There is also no requirement for a database server and the sqlite libraries are ubiquitous.

Not Possible to Update Schema Inplace

Due to restrictions in sqlite, it's not possible to update the DB schema inplace without some difficulty. You should bear this in mind if you have to alter the schme during development: you'll need to have some mechanism to update the meta DB in existing installation(s).

The datamanager code will, however, create a new schema for a new DB.

Note on Sqlite Concurrency

Sqlite supports Write-Ahead Logging (WAL) so this issue isn't as bad as it could be. We use deferred mode, see the sqlite docs here.

Read operations don't cause contention problems. However, as soon as a write operation happens within a transaction then the db is locked until that transaction is either committed or rolled-back. Therefore, if process A is in the middle of any transaction that includes a write and process B attempts a write, then process B's write for up to timeout seconds or until process A commits its transaction. If process A commits within process B's timeout, then process B's write will proceed (opening a write transaction for process B).

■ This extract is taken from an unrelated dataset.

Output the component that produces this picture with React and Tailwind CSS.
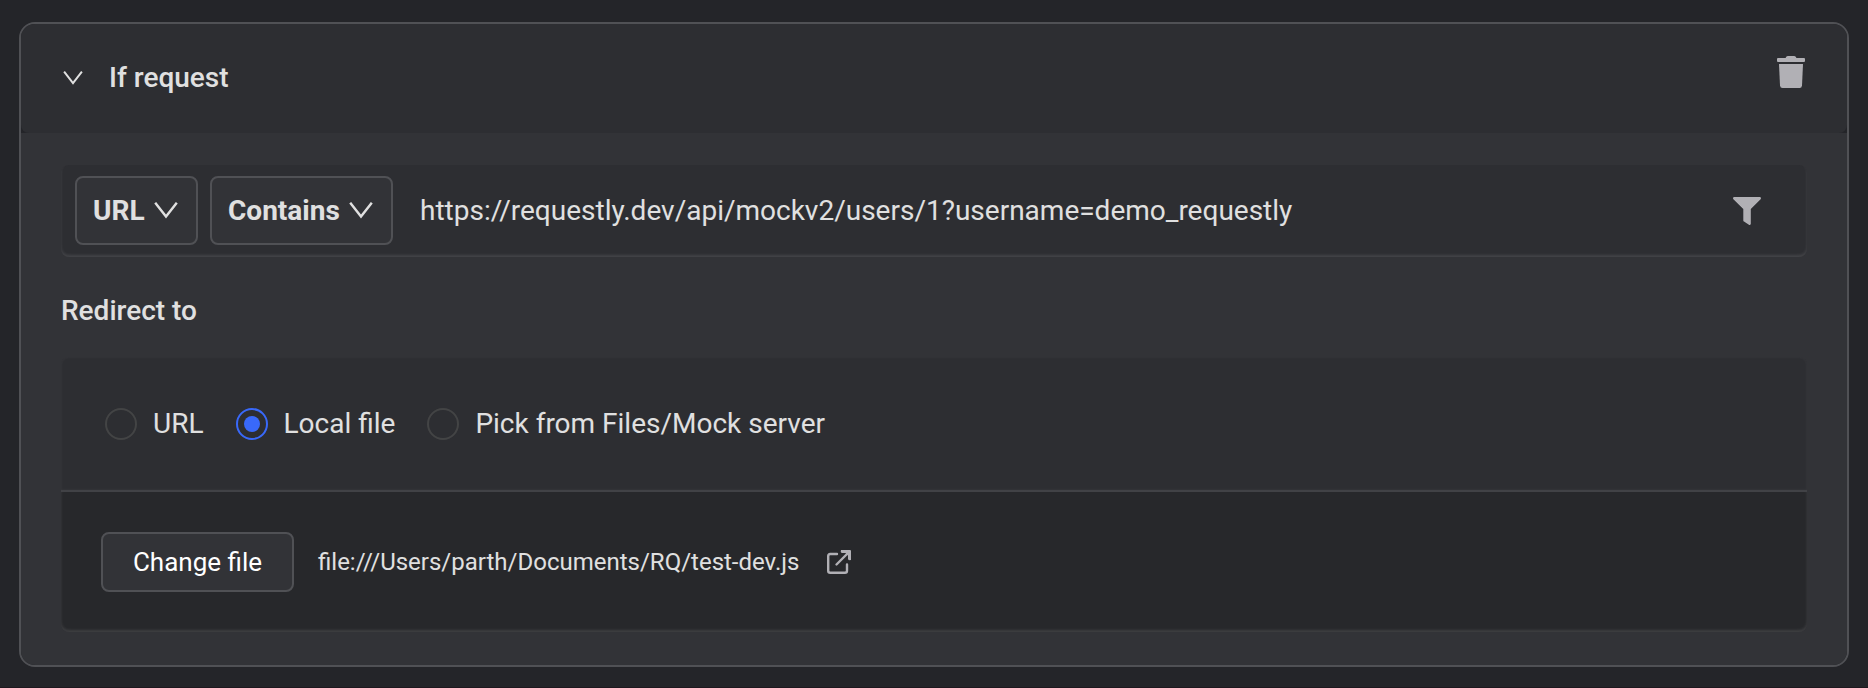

The upshot of this is that we use quite a long timeout (see sqlite_context.py) because we'll be spawning datamanager in several separate processes, and these may be attempting concurrent writes. This should, in principle, be ok. At times though, it appears that sqlite can get confused and that will require closing all connections and/or processes accessing the db, which would also cause a pipeline run to fail.

Appendices

Appendix A: Aliases

dm.cmd: Commands, wrapped in functions for easy access. dm.qry: Queries, wrapped in functions for each access. dm.res: Resources. dm.en: Enumerated types. dm.ex: Custom exceptions.